Governance Structure and Implementation Mechanism

The implementation framework relies on coordinated governance between central and local authorities. The NDRC will act as the lead coordinating body for circular economy development. It will be responsible for policy integration, task decomposition, monitoring, and performance evaluation. Local governments are required to implement region-specific action plans, aligned with national targets. Sectoral ministries will be responsible for policy execution within their respective domains. The plan also emphasizes public participation, international cooperation, and awareness-building to support systemic adoption of circular economy principles.

What this means for business

The policy signals a structural expansion of China’s circular economy sector, with increasing demand for recycling technologies, waste processing infrastructure, and secondary material supply chains. Industrial firms operating in metals, construction materials, automotive recycling, and electronics recovery will face stricter regulatory frameworks but also expanded market opportunities.

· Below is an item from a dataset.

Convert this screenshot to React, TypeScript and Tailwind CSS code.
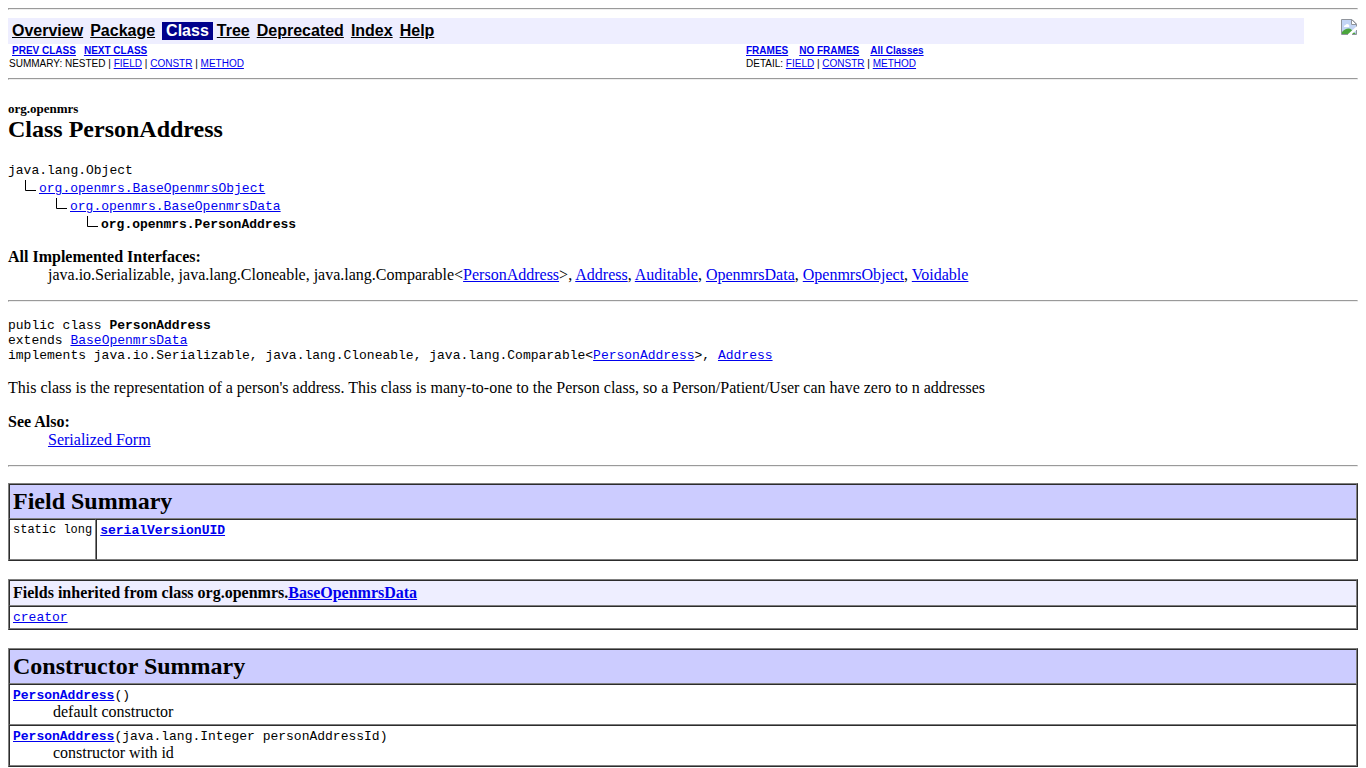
import type { ReactNode } from 'react';

const mono = "font-['Liberation_Mono',monospace]";

function Link({ children, className = '' }: { children: ReactNode; className?: string }) {
  return (
    <a href="#" className={`text-[#0000ee] underline ${className}`}>
      {children}
    </a>
  );
}

function Rule() {
  return <hr className="h-0.5 border border-[#9a9a9a] border-b-[#eeeeee] border-r-[#eeeeee]" />;
}

function BrokenImage() {
  return (
    <svg className="mt-px mr-px" width="16" height="16" viewBox="0 0 16 16" role="img" aria-label="Logo">
      <path d="M1 1H10.5V5.5H15V15H1Z" fill="#c3d5f5" />
      <path d="M3 7.5a1.500 1.500 0 0 1 1.500-1.500 2 2 0 0 1 3.500 0 1.500 1.500 0 0 1 0 2H3Z" fill="#fff" />
      <path d="M1 15V13C3 11 5 9.500 7.500 9.500S11 11 12 12.500L15 15Z" fill="#4ba53c" />
      <path d="M16 7V10.500L10 16H6Z" fill="#fff" />
      <path d="M15.500 7.500V5L11 0.500H0.500V15.500H7M15.500 11V15.500H11" fill="none" stroke="#8f949c" />
      <path d="M10.500 0.500V5.500H15.500Z" fill="#fff" stroke="#8f949c" />
    </svg>
  );
}

const cell = 'border border-t-[#2c2c2c] border-l-[#2c2c2c] border-b-[#808080] border-r-[#808080] p-[3px] text-left align-top';
const table = 'w-full border-separate border-spacing-0 border border-[#2c2c2c] border-t-[#808080] border-l-[#808080]';

const tabs = ['Tree', 'Deprecated', 'Index', 'Help'];

const ancestors = [
  { name: 'org.openmrs.BaseOpenmrsObject', indent: 'pl-4', current: false },
  { name: 'org.openmrs.BaseOpenmrsData', indent: 'pl-[47px]', current: false },
  { name: 'org.openmrs.PersonAddress', indent: 'pl-[78px]', current: true },
];

const interfaces = ['Address', 'Auditable', 'OpenmrsData', 'OpenmrsObject', 'Voidable'];

function MemberLinks({ label, className = '' }: { label: string; className?: string }) {
  return (
    <p className={className}>
      {label} <Link>FIELD</Link> | <Link>CONSTR</Link> | <Link>METHOD</Link>
    </p>
  );
}

function NavBar() {
  return (
    <header className="font-['Liberation_Sans',Arial,sans-serif]">
      <div className="flex items-start justify-between pt-2">
        <nav className="flex w-[96%] bg-[#eeeeff] px-1 py-1 text-base leading-[18px] font-bold">
          <a href="#" className="underline">Overview</a>
          <a href="#" className="ml-[7px] underline">Package</a>
          <span className="ml-[7px] bg-[#00008b] px-1 text-white">Class</span>
          <span className="ml-1 flex gap-[7px]">
            {tabs.map((t) => (
              <a key={t} href="#" className="underline">
                {t}
              </a>
            ))}
          </span>
        </nav>
        <BrokenImage />
      </div>
      <div className="grid grid-cols-[737px_1fr] pb-2 text-[10px] leading-[13px]">
        <div>
          <p className="flex gap-2 pl-1 font-bold">
            <Link>PREV CLASS</Link>
            <Link>NEXT CLASS</Link>
          </p>
          <MemberLinks label="SUMMARY: NESTED |" className="pl-px" />
        </div>
        <div>
          <p className="flex gap-[11px] pl-px font-bold">
            <Link>FRAMES</Link>
            <Link>NO FRAMES</Link>
            <Link>All Classes</Link>
          </p>
          <MemberLinks label="DETAIL:" className="pl-px" />
        </div>
      </div>
    </header>
  );
}

export default function App() {
  return (
    <div className="bg-white p-2 font-['Liberation_Serif',serif] text-base leading-[18px] text-black">
      <Rule />
      <NavBar />
      <Rule />
      <main>
        <h1 className="mt-[21px] text-2xl leading-[27px] font-bold">
          <span className="block text-[13px] leading-[15px]">org.openmrs</span>
          Class PersonAddress
        </h1>
        <div className={`mt-[19px] text-[13px] ${mono}`}>
          <p>java.lang.Object</p>
          {ancestors.map((a) => (
            <div key={a.name} className={`flex ${a.indent}`}>
              <svg className="mr-[3px]" width="12" height="18" viewBox="0 0 12 18" aria-hidden="true">
                <path d="M1.5 0V10.5H12" fill="none" stroke="#000" />
              </svg>
              {a.current ? <b>{a.name}</b> : <Link>{a.name}</Link>}
            </div>
          ))}
        </div>
        <dl className="mt-[14px] mb-4">
          <dt className="font-bold">All Implemented Interfaces:</dt>
          <dd className="ml-10">
            java.io.Serializable, java.lang.Cloneable, java.lang.Comparable&lt;<Link>PersonAddress</Link>&gt;
            {interfaces.map((i) => (
              <span key={i}>
                , <Link>{i}</Link>
              </span>
            ))}
          </dd>
        </dl>
        <Rule />
        <div className={`mt-4 text-[13px] leading-[15px] ${mono}`}>
          <p>public class <b>PersonAddress</b></p>
          <p>extends <Link>BaseOpenmrsData</Link></p>
          <p>
            implements java.io.Serializable, java.lang.Cloneable, java.lang.Comparable&lt;<Link>PersonAddress</Link>&gt;,{' '}
            <Link>Address</Link>
          </p>
        </div>
        <p className="mt-4">
          This class is the representation of a person's address. This class is many-to-one to the Person class, so a
          Person/Patient/User can have zero to n addresses
        </p>
        <dl className="my-4">
          <dt className="font-bold">See Also:</dt>
          <dd className="ml-10">
            <Link>Serialized Form</Link>
          </dd>
        </dl>
        <Rule />

        <table className={`mt-4 ${table}`}>
          <thead>
            <tr className="bg-[#ccccff]">
              <th colSpan={2} className={`text-2xl leading-[27px] ${cell}`}>Field Summary</th>
            </tr>
          </thead>
          <tbody>
            <tr>
              <td className={`w-px text-xs leading-[15px] whitespace-nowrap ${mono} ${cell}`}>static long</td>
              <td className={`h-[41px] text-[13px] leading-[15px] ${mono} ${cell}`}>
                <Link className="font-bold">serialVersionUID</Link>
              </td>
            </tr>
          </tbody>
        </table>

        <table className={`mt-[18px] ${table}`}>
          <thead>
            <tr className="bg-[#eeeeff]">
              <th className={cell}>
                Fields inherited from class org.openmrs.<Link>BaseOpenmrsData</Link>
              </th>
            </tr>
          </thead>
          <tbody>
            <tr>
              <td className={`text-[13px] leading-[15px] ${mono} ${cell}`}>
                <Link>creator</Link>
              </td>
            </tr>
          </tbody>
        </table>

        <table className={`mt-[18px] ${table}`}>
          <thead>
            <tr className="bg-[#ccccff]">
              <th className={`text-2xl leading-[27px] ${cell}`}>Constructor Summary</th>
            </tr>
          </thead>
          <tbody>
            {[
              { args: '()', text: 'default constructor' },
              { args: '(java.lang.Integer personAddressId)', text: 'constructor with id' },
            ].map((c) => (
              <tr key={c.args}>
                <td className={cell}>
                  <p className={`text-[13px] leading-[15px] ${mono}`}>
                    <Link className="font-bold">PersonAddress</Link>
                    {c.args}
                  </p>
                  <p className="pl-10">{c.text}</p>
                </td>
              </tr>
            ))}
          </tbody>
        </table>
      </main>
    </div>
  );
}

Manufacturers will need to adjust production processes to align with stricter resource efficiency requirements and incorporate higher shares of recycled materials. This will particularly affect sectors such as automotive, electronics, and construction.

For recycling and waste management companies, the policy supports consolidation and scale expansion. Smaller operators may face competitive pressure as the market shifts toward standardized and regulated industrial systems.

Technology providers in sorting, material recovery, digital tracking, and lifecycle management systems are likely to benefit from increased policy-driven investment.

Overall, the plan reinforces circular economy development as a core component of China’s industrial and resource strategy through 2035.